In the clinic, I had gone to hell. At least that is what I felt. Food administered through a tube in my arm. The door in my room has bars. I feel like a wild animal caught. I don’t know where I am or why I am here. There is a mattress scarcely covering the slats on my cot like a whale skeleton. Starched-collared nurses with their clanging keys and coloured pills, thin lips telling me I am here for a rest, their voices moving at terrifying speeds, never looking at me, instead picking up the chart at the end of the cot. Reduced to a white rectangle. I am given one dirty sheet and a pencil. There is the smack of the little explosion of the gas lamps turning on. The milky light. The smell of blood and urine and ammonia coming from the black and white diamond tiles. Long empty days full of terror for simply being somewhere where no one else is.

At night, I twist in my sheet. I examine the details of my captivity: the cheap varnished wardrobe, the objects they eventually give back to me—a jar of face cream, centimes, a small mirror. I hold them carefully. In my hands, they bristle with meaning. I arrange them as though they might contain the answer to escape but when I wake up each morning nothing is coming off them. They have lost their significance. One day, through a window in the hall, I hear the click of horse hooves on the stones, followed by the low call of a pigeon on the grubby windowpane. Glimmers of sound that make me desperate for the outside world. I catch my mind looking for Lev’s face and feel such sharp pain I erase the memory of him. My mind is not right. I am not yet well. There is a doctor who offers to help, occasionally putting his cigarette in my mouth, but when he slides his hand up my thigh, I understand what kind of help.

Eventually they give me books but I have no interest in them, no desire to read. The head nurse is often followed by a black dog. Medium-sized, soft-hearted, with wiry hair and large wet eyes. I feel desperate to read his inner resources. I can hear vibrations of beings and feel no need to communicate in the normal way. Spanish words bullet off the walls, needing no translation. My body is always burning hot. I wipe it with the nightdress worn all day, all night, and far too large. There is no monthly bleeding because I am neither woman nor person, just eyes and skin and organs. But when asleep in the windowless room, I am in my body. I dream I am pregnant. When I wake there is no stomach, no baby. Foolishly alone. I sink into a deep panic. Lying on my narrow mattress, I become the child. I stretch my arms or move my fingers, and, for a moment, I feel I am the baby. The one robbed of childhood, never to experience its sorrow or its magic. I wonder if dying is harder than being dead. I can’t seem to walk properly. My mind tries desperately to unite with my body, but everything is jammed.
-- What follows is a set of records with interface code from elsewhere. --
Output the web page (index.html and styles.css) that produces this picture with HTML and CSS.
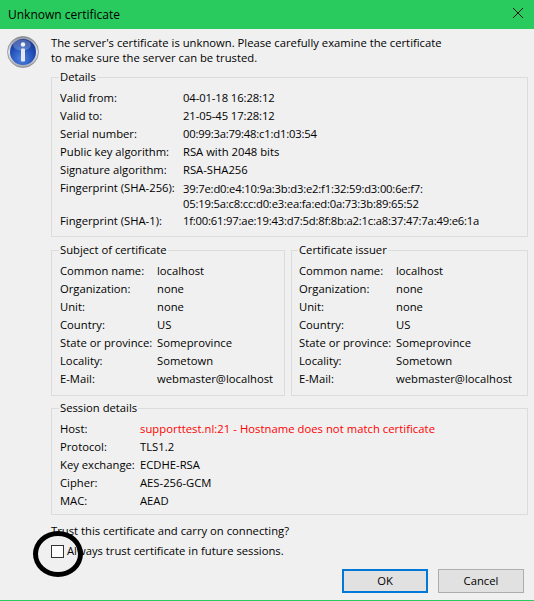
FILE: index.html
```html
<!DOCTYPE html>
<html lang="en">
<head>
<meta charset="utf-8">
<title>Unknown certificate</title>
<link rel="stylesheet" href="styles.css">
</head>
<body>
<div class="dialog">
  <header class="titlebar">
    <span class="title">Unknown certificate</span>
    <svg class="close" width="12" height="12" viewBox="0 0 12 12"><path d="M1 1l10 10M11 1L1 11" stroke="#111" stroke-width="1" fill="none"/></svg>
  </header>
  <div class="content">
    <div class="intro">
      <svg class="info" width="32" height="32" viewBox="0 0 32 32">
        <defs>
          <radialGradient id="ball" cx="0.45" cy="0.75" r="0.8">
            <stop offset="0" stop-color="#4f86e6"/>
            <stop offset="0.55" stop-color="#2350b8"/>
            <stop offset="1" stop-color="#142f8a"/>
          </radialGradient>
          <linearGradient id="ring" x1="0" y1="0" x2="0" y2="1">
            <stop offset="0" stop-color="#8f949c"/>
            <stop offset="0.5" stop-color="#e4e6ea"/>
            <stop offset="1" stop-color="#a4a8b0"/>
          </linearGradient>
        </defs>
        <circle cx="16" cy="16" r="15.5" fill="url(#ring)" stroke="#70747c" stroke-width="0.6"/>
        <circle cx="16" cy="16" r="13" fill="url(#ball)"/>
        <ellipse cx="15" cy="9" rx="9" ry="5.5" fill="#fff" opacity="0.22"/>
        <circle cx="16" cy="8.5" r="2.2" fill="#f2f2f6"/>
        <rect x="14" y="12.5" width="4" height="13" rx="0.8" fill="#e8e9f0"/>
      </svg>
      <p class="message">The server's certificate is unknown. Please carefully examine the certificate<br>to make sure the server can be trusted.</p>
    </div>

    <fieldset class="box details">
      <legend>Details</legend>
      <dl class="rows rows-details">
        <dt>Valid from:</dt><dd class="num">04-01-18 16:28:12</dd>
        <dt>Valid to:</dt><dd class="num">21-05-45 17:28:12</dd>
        <dt>Serial number:</dt><dd class="hex">00:99:3a:79:48:c1:d1:03:54</dd>
        <dt>Public key algorithm:</dt><dd>RSA with 2048 bits</dd>
        <dt>Signature algorithm:</dt><dd>RSA-SHA256</dd>
        <dt>Fingerprint (SHA-256):</dt><dd class="hex multi">39:7e:d0:e4:10:9a:3b:d3:e2:f1:32:59:d3:00:6e:f7:<br>05:19:5a:c8:cc:d0:e3:ea:fa:ed:0a:73:3b:89:65:52</dd>
        <dt>Fingerprint (SHA-1):</dt><dd class="hex">1f:00:61:97:ae:19:43:d7:5d:8f:8b:a2:1c:a8:37:47:7a:49:e6:1a</dd>
      </dl>
    </fieldset>

    <div class="pair">
      <fieldset class="box party party-subject">
        <legend>Subject of certificate</legend>
        <dl class="rows rows-party">
          <dt>Common name:</dt><dd>localhost</dd>
          <dt>Organization:</dt><dd>none</dd>
          <dt>Unit:</dt><dd>none</dd>
          <dt>Country:</dt><dd>US</dd>
          <dt>State or province:</dt><dd>Someprovince</dd>
          <dt>Locality:</dt><dd>Sometown</dd>
          <dt>E-Mail:</dt><dd>webmaster@localhost</dd>
        </dl>
      </fieldset>
      <fieldset class="box party party-issuer">
        <legend>Certificate issuer</legend>
        <dl class="rows rows-party">
          <dt>Common name:</dt><dd>localhost</dd>
          <dt>Organization:</dt><dd>none</dd>
          <dt>Unit:</dt><dd>none</dd>
          <dt>Country:</dt><dd>US</dd>
          <dt>State or province:</dt><dd>Someprovince</dd>
          <dt>Locality:</dt><dd>Sometown</dd>
          <dt>E-Mail:</dt><dd>webmaster@localhost</dd>
        </dl>
      </fieldset>
    </div>

    <fieldset class="box session">
      <legend>Session details</legend>
      <dl class="rows rows-session">
        <dt>Host:</dt><dd class="alert">supporttest.nl:21 - Hostname does not match certificate</dd>
        <dt>Protocol:</dt><dd>TLS1.2</dd>
        <dt>Key exchange:</dt><dd>ECDHE-RSA</dd>
        <dt>Cipher:</dt><dd>AES-256-GCM</dd>
        <dt>MAC:</dt><dd>AEAD</dd>
      </dl>
    </fieldset>

    <p class="question">Trust this certificate and carry on connecting?</p>
    <label class="always"><span class="check"></span>Always trust certificate in future sessions.</label>

    <div class="actions">
      <button class="btn btn-default" type="button">OK</button>
      <button class="btn" type="button">Cancel</button>
    </div>
  </div>
  <div class="marker"></div>
</div>
</body>
</html>
```

FILE: styles.css
```css
* { box-sizing: border-box; }
html, body { margin: 0; padding: 0; }
body {
  width: 534px;
  height: 601px;
  overflow: hidden;
  background: #f0f0f0;
  font-family: "Open Sans", "Noto Sans", sans-serif;
  font-size: 11.25px;
  line-height: 18px;
  color: #000;
}
.dialog {
  position: relative;
  width: 534px;
  height: 601px;
  border-bottom: 1px solid #2acb5e;
  display: flex;
  flex-direction: column;
}
.titlebar {
  height: 29px;
  flex: none;
  background: #2acb5e;
  display: flex;
  align-items: center;
  justify-content: space-between;
  padding: 0 10px 0 8px;
}
.title { font-size: 12px; }
.close { display: block; margin-bottom: 3px; }
.content { padding: 6px 6px 0 7px; flex: 1; }
.intro { display: flex; gap: 12px; height: 33px; }
.info { flex: none; margin-top: 1px; }
.message { margin: 0; line-height: 15px; }
.box {
  margin: 0;
  padding: 0 8px;
  border: 1px solid #dcdcdc;
  min-width: 0;
}
.box legend { padding: 0 1px; margin-left: -1px; line-height: 16px; }
.details { margin-left: 44px; height: 168px; margin-top: 1px; }
.rows { display: grid; row-gap: 0; margin: 4px 0 0; }
dt, dd { margin: 0; white-space: nowrap; }
.num { letter-spacing: -0.1px; }
.hex { letter-spacing: -0.19px; }
.rows-details { grid-template-columns: 123px 1fr; }
.multi { line-height: 15px; padding: 2px 0 1px; }
.pair { display: flex; gap: 6px; margin: 5px 0 0 44px; }
.party { height: 154px; }
.party-subject { flex: 0 0 234px; }
.party-issuer { flex: 1 1 0; padding-left: 7px; }
.rows-party { grid-template-columns: 97px 1fr; }
.session { margin: 4px 0 0 44px; height: 115px; }
.rows-session { grid-template-columns: 80px 1fr; }
.alert { color: #f00; letter-spacing: 0.04px; }
.question { margin: 7px 0 0 44px; line-height: 18px; }
.always { display: flex; align-items: center; margin: 2px 0 0 44px; line-height: 18px; }
.check {
  width: 13px;
  height: 13px;
  margin-right: 3px;
  background: #fff;
  border: 1px solid #333;
  flex: none;
}
.actions { display: flex; justify-content: flex-end; gap: 10px; margin: 9px 4px 0 0; }
.btn {
  width: 86px;
  height: 24px;
  padding: 0;
  background: #e1e1e1;
  border: 1px solid #adadad;
  font: inherit;
  color: #000;
}
.btn-default { border: 2px solid #0078d7; }
.marker {
  position: absolute;
  left: 33px;
  top: 531px;
  width: 50px;
  height: 46px;
  border: 5px solid #000;
  border-radius: 50%;
}
```
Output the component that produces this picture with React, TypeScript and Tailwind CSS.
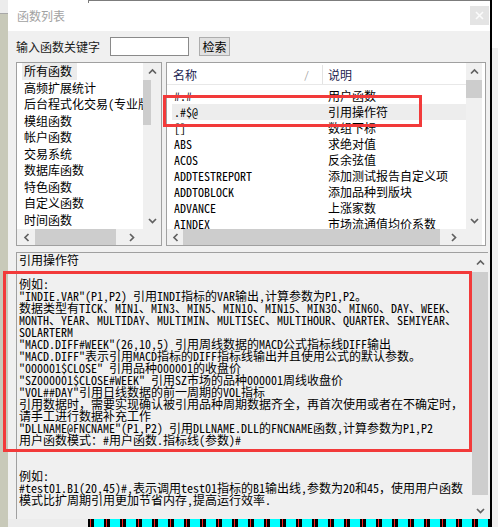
import React from "react";

const MONO = "font-['Noto_Sans_Mono_CJK_SC','Liberation_Mono','Noto_Sans_CJK_SC',monospace]";
const SANS = "font-['Noto_Sans_CJK_SC','Liberation_Sans',sans-serif]";

const GROUPS = [
  "所有函数",
  "高频扩展统计",
  "后台程式化交易(专业版",
  "模组函数",
  "帐户函数",
  "交易系统",
  "数据库函数",
  "特色函数",
  "自定义函数",
  "时间函数",
  "常数函数",
];

const FUNCS = [
  ["#.#", "用户函数"],
  [".#$@", "引用操作符"],
  ["[]", "数组下标"],
  ["ABS", "求绝对值"],
  ["ACOS", "反余弦值"],
  ["ADDTESTREPORT", "添加测试报告自定义项"],
  ["ADDTOBLOCK", "添加品种到版块"],
  ["ADVANCE", "上涨家数"],
  ["AINDEX", "市场流通值均价系数"],
];

const DESC = [
  "引用操作符",
  "",
  "例如:",
  "\"INDIE.VAR\"(P1,P2) 引用INDI指标的VAR输出,计算参数为P1,P2。",
  "数据类型有TICK、MIN1、MIN3、MIN5、MIN10、MIN15、MIN30、MIN60、DAY、WEEK、",
  "MONTH、YEAR、MULTIDAY、MULTIMIN、MULTISEC、MULTIHOUR、QUARTER、SEMIYEAR、",
  "SOLARTERM",
  "\"MACD.DIFF#WEEK\"(26,10,5) 引用周线数据的MACD公式指标线DIFF输出",
  "\"MACD.DIFF\"表示引用MACD指标的DIFF指标线输出并且使用公式的默认参数。",
  "\"000001$CLOSE\" 引用品种000001的收盘价",
  "\"SZ000001$CLOSE#WEEK\" 引用SZ市场的品种000001周线收盘价",
  "\"VOL##DAY\"引用日线数据的前一周期的VOL指标",
  "引用数据时，需要实现确认被引用品种周期数据齐全，再首次使用或者在不确定时，",
  "请手工进行数据补充工作",
  "\"DLLNAME@FNCNAME\"(P1,P2) 引用DLLNAME.DLL的FNCNAME函数,计算参数为P1,P2",
  "用户函数模式：#用户函数.指标线(参数)#",
  "",
  "",
  "例如:",
  "#test01.B1(20,45)#,表示调用test01指标的B1输出线,参数为20和45，使用用户函数",
  "模式比扩周期引用更加节省内存,提高运行效率.",
];

function Chevron({ dir }: { dir: "up" | "down" | "left" | "right" }) {
  const vertical = dir === "up" || dir === "down";
  const d = {
    up: "M1 5.5 L4.5 2 L8 5.5",
    down: "M1 2 L4.5 5.5 L8 2",
    left: "M5.5 1 L2 4.5 L5.5 8",
    right: "M2 1 L5.5 4.5 L2 8",
  }[dir];
  return (
    <svg width={vertical ? 9 : 7} height={vertical ? 7 : 9} viewBox={vertical ? "0 0 9 7" : "0 0 7 9"}>
      <path d={d} stroke="#606060" strokeWidth="1.7" fill="none" />
    </svg>
  );
}

export default function App() {
  return (
    <div className="relative flex h-[527px] w-[498px] overflow-hidden bg-[#f0f0f0]">
      {/* desktop strip on the left */}
      <div className="flex w-[8px] flex-col">
        <div className="h-[14px] border-b border-[#a8a8a8] bg-[#ececec]" />
        <div className="flex-1 bg-[#c8c9b9]" />
      </div>

      <div className="flex w-[482px] flex-col">
        <div className="flex h-[519px] flex-col">
          {/* title bar */}
          <div className="relative flex h-[31px] shrink-0 items-center justify-between bg-white pl-[9px] pr-[1px]">
            <div className="absolute left-[80px] right-0 top-0 h-px bg-[#7c7c7c]" />
            <div className="absolute left-[80px] top-0 h-[3px] w-px bg-[#7c7c7c]" />
            <span className={`${SANS} text-[12px] text-[#a2a2a2]`}>函数列表</span>
            <div className="flex h-[19px] w-[19px] items-center justify-center bg-[#e4e4e4]">
              <svg width="9" height="9" viewBox="0 0 9 9">
                <path d="M1 1 L8 8 M8 1 L1 8" stroke="#fbfbfb" strokeWidth="1.6" />
              </svg>
            </div>
          </div>

          {/* body */}
          <div className="flex flex-1 flex-col bg-[#f0f0f0] pl-[8px] pr-[4px]">
            <div className="mt-[6px] flex h-[19px] items-center">
              <span className={`${SANS} w-[94px] text-[12px] text-[#1a1a1a]`}>输入函数关键字</span>
              <div className="h-[19px] w-[79px] border border-[#8a8a8a] bg-white" />
              <div className={`${SANS} ml-[10px] flex h-[19px] w-[31px] items-center justify-center border border-[#adadad] bg-[#e1e1e1] text-[12px] text-black`}>
                检索
              </div>
            </div>

            <div className="mt-[6px] flex h-[184px] gap-[4px]">
              {/* group list */}
              <div className="flex w-[146px] flex-col border border-[#a0a0a0] bg-white">
                <div className="flex h-[166px]">
                  <div className={`${MONO} w-[126px] overflow-hidden whitespace-pre pl-[5px] text-[12px] text-black`}>
                    {GROUPS.map((g, i) => (
                      <div key={g} className="flex h-[16.5px] items-center">
                        <span className={`pl-[2px] pr-[5px] leading-[16.5px] ${i === 0 ? "bg-[#ececec]" : ""}`}>{g}</span>
                      </div>
                    ))}
                  </div>
                  <div className="flex w-[18px] flex-col bg-[#f0f0f0]">
                    <div className="flex h-[17px] items-center justify-center pl-[1px]">
                      <Chevron dir="up" />
                    </div>
                    <div className="h-[45px] w-[8px] bg-[#cdcdcd]" />
                    <div className="flex-1" />
                    <div className="flex h-[17px] items-center justify-center pl-[1px]">
                      <Chevron dir="down" />
                    </div>
                  </div>
                </div>
                <div className="flex h-[16px] bg-[#f0f0f0]">
                  <div className="flex w-[18px] items-center justify-center">
                    <Chevron dir="left" />
                  </div>
                  <div className="h-[16px] w-[81px] bg-[#cdcdcd]" />
                  <div className="flex w-[27px] items-center justify-center pl-[4px]">
                    <Chevron dir="right" />
                  </div>
                  <div className="flex-1" />
                </div>
              </div>

              {/* function table */}
              <div className="flex w-[320px] flex-col border border-[#a0a0a0] bg-white">
                <div className="flex h-[166px]">
                  <div className={`${MONO} w-[299px] overflow-hidden whitespace-pre text-[12px] text-black`}>
                    <div className="flex h-[22px] border-b border-t-[2px] border-[#e8e8e8] border-t-white">
                      <div className="flex w-[156px] items-center justify-between border-r border-[#e3e3e3] pl-[6px] pr-[13px] text-[#1c2450]">
                        <span>名称</span>
                        <span className="text-[10px] text-[#9a9a9a]">/</span>
                      </div>
                      <div className="flex items-center pl-[5px] text-[#1c2450]">说明</div>
                    </div>
                    <div className="mt-[3px]">
                      {FUNCS.map(([name, desc], i) => (
                        <div key={name} className={`ml-[5px] flex h-[16px] items-center ${i === 1 ? "bg-[#ededed]" : ""}`}>
                          <span className="w-[156px] pl-[2px]">{name}</span>
                          <span>{desc}</span>
                        </div>
                      ))}
                    </div>
                  </div>
                  <div className="flex w-[16px] flex-col bg-[#f0f0f0]">
                    <div className="flex h-[17px] items-center justify-center">
                      <Chevron dir="up" />
                    </div>
                    <div className="h-[18px] bg-[#cdcdcd]" />
                    <div className="flex-1" />
                    <div className="flex h-[17px] items-center justify-center">
                      <Chevron dir="down" />
                    </div>
                  </div>
                  <div className="w-[3px]" />
                </div>
                <div className="flex h-[16px]">
                  <div className="flex w-[299px] bg-[#f0f0f0]">
                    <div className="flex w-[16px] items-center justify-center">
                      <Chevron dir="left" />
                    </div>
                    <div className="h-[16px] w-[257px] bg-[#cdcdcd]" />
                    <div className="flex flex-1 items-center justify-center">
                      <Chevron dir="right" />
                    </div>
                  </div>
                  <div className="w-[16px] bg-[#f0f0f0]" />
                </div>
              </div>
            </div>

            {/* description */}
            <div className="mt-[6px] flex h-[267px] w-[472px] border-l border-t border-[#a0a0a0]">
              <div className={`${MONO} flex-1 overflow-hidden whitespace-pre pl-[2px] pt-[1px] text-[12px] leading-[12px] text-black`}>
                {DESC.map((line, i) => (
                  <div key={i} className="h-[12px]">
                    {line}
                  </div>
                ))}
              </div>
              <div className="flex w-[16px] flex-col bg-[#f0f0f0]">
                <div className="flex h-[19px] items-center justify-center">
                  <Chevron dir="up" />
                </div>
                <div className="h-[223px] bg-[#cdcdcd]" />
                <div className="flex flex-1 items-center justify-center pt-[6px]">
                  <Chevron dir="down" />
                </div>
              </div>
            </div>
          </div>
        </div>

        {/* chart strip behind the dialog */}
        <div className="flex h-[8px]">
          <div className="w-[80px] bg-[#ececec]" />
          <div className="flex flex-1 overflow-hidden bg-black">
            {Array.from({ length: 26 }).map((_, i) => (
              <div key={i} className="flex w-[16px] shrink-0">
                <div className="w-[2px]" />
                <div className="w-px bg-[#ff2020]" />
                <div className="w-[3px]" />
                <div className="w-[10px] bg-[#00ffff]" />
              </div>
            ))}
          </div>
        </div>
      </div>

      <div className="w-[2px] bg-black" />
      <div className="flex w-[6px] flex-col">
        <div className="h-[48px] bg-white" />
        <div className="flex-1 bg-[#f0f0f0]" />
      </div>

      {/* red highlight boxes */}
      <div className="absolute left-[163px] top-[95px] h-[32px] w-[259px] border-[3px] border-[#f23a3a]" />
      <div className="absolute left-[3px] top-[271px] h-[181px] w-[469px] border-[3px] border-[#f23a3a]" />
    </div>
  );
}
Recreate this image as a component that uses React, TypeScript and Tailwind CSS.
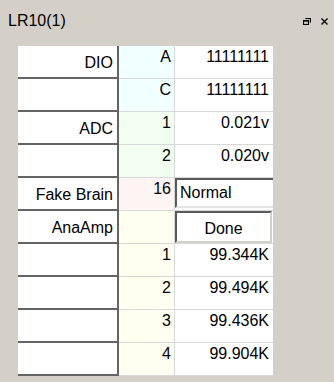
const rows = [
  { label: "DIO", idx: "A", value: "11111111", tint: "bg-[#f0ffff]" },
  { label: "", idx: "C", value: "11111111", tint: "bg-[#f0ffff]" },
  { label: "ADC", idx: "1", value: "0.021v", tint: "bg-[#f0fff0]" },
  { label: "", idx: "2", value: "0.020v", tint: "bg-[#f0fff0]" },
  { label: "Fake Brain", idx: "16", value: "normal", tint: "bg-[#fff4f4]" },
  { label: "AnaAmp", idx: "", value: "done", tint: "bg-[#fffff0]" },
  { label: "", idx: "1", value: "99.344K", tint: "bg-[#fffff0]" },
  { label: "", idx: "2", value: "99.494K", tint: "bg-[#fffff0]" },
  { label: "", idx: "3", value: "99.436K", tint: "bg-[#fffff0]" },
  { label: "", idx: "4", value: "99.904K", tint: "bg-[#fffff0]" },
];

function ValueCell({ value }: { value: string }) {
  if (value === "normal") {
    return (
      <div className="h-full border-b border-[#d8d8d8] bg-white pb-[2px]">
        <div className="flex h-full items-center border-2 border-r-0 border-t-[#5a5a5a] border-l-[#5a5a5a] border-b-[#e4e4e4] pl-[3px]">
          Normal
        </div>
      </div>
    );
  }
  if (value === "done") {
    return (
      <div className="h-full border-b border-[#d8d8d8] bg-white pr-[1px]">
        <div className="flex h-full items-center justify-center border-2 border-t-[#5a5a5a] border-l-[#5a5a5a] border-r-[#d4d0c8] border-b-[#d4d0c8] pt-[3px]">
          Done
        </div>
      </div>
    );
  }
  return (
    <div className="h-full border-b border-[#d8d8d8] bg-white pr-[4px] pt-[1px] text-right">
      {value}
    </div>
  );
}

export default function App() {
  return (
    <div
      className="h-[382px] w-[334px] overflow-hidden bg-[#d4d0c8] text-[16px] leading-[20px] text-black"
      style={{ fontFamily: '"Liberation Sans", Arial, sans-serif' }}
    >
      {/* Title bar */}
      <div className="flex items-center justify-between pl-[8px] pr-[6px] pt-[11px]">
        <span>LR10(1)</span>
        <div className="flex items-center gap-[10px] pt-[1px]">
          <svg width="8" height="7" viewBox="0 0 8 7">
            <path d="M2.5 0.5h5v4" fill="none" stroke="#000" strokeWidth="1.2" />
            <rect x="0.5" y="2.5" width="5" height="4" fill="none" stroke="#000" strokeWidth="1.2" />
            <path d="M0 3h6" stroke="#000" strokeWidth="1.2" />
          </svg>
          <svg width="7" height="7" viewBox="0 0 7 7">
            <path d="M0.5 0.5l6 6M6.5 0.5l-6 6" stroke="#000" strokeWidth="1.4" />
          </svg>
        </div>
      </div>

      {/* Table */}
      <div className="ml-[18px] mt-[15px] w-[255px]">
        {rows.map((r, i) => (
          <div key={i} className="grid h-[33px] grid-cols-[101px_56px_98px]">
            <div className="flex items-center justify-end border-b-2 border-r-2 border-[#646464] bg-white pr-[4px] pt-[2px]">
              {r.label}
            </div>
            <div className={`border-b border-r border-[#d8d8d8] ${r.tint} pr-[3px] pt-[1px] text-right`}>
              {r.idx}
            </div>
            <ValueCell value={r.value} />
          </div>
        ))}
      </div>
    </div>
  );
}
After a stretch of silent weeks, I see parts of myself flicker in, all my senses quickened. A moth flutters into my room, its wings jerk and catch the light from the exposed bulb and flash bright and precise as paper. There is an inch of hope. The wings say: tragedy will be burned, nothing more can die.

I discover that I am not in a mysterious place. It is a madhouse. I draw maps of escape and then one day, miraculously, I do. My parents want me further away so as not to bring further disgrace. It puts an end to speculation as to how I got here. The institution isn’t what they object to. It’s the other things I have done. They send their housekeeper to take me to a new clinic. We drive along the highway beside a lorry crammed with sheep. Their braying is fierce. But my mind feels clear and sharp in the outside air, enlivened at leaving behind the dirty, sordid world of the institution. The feeling of moving toward a precise, mathematical existence. In town, we stop to eat at a restaurant. The housekeeper eyes me nervously. I realize that she is hesitating to give me a knife, which suddenly strikes me as uncontrollably funny though I don’t dare laugh. I excuse myself, go to the washroom, and am thankful I have calculated correctly. I crawl out the window and eventually make my way to the port. I wait and wait for passage.

Months later, on the street in Lisbon, I see a figure in the distance. A man walks toward me. The man is Lev.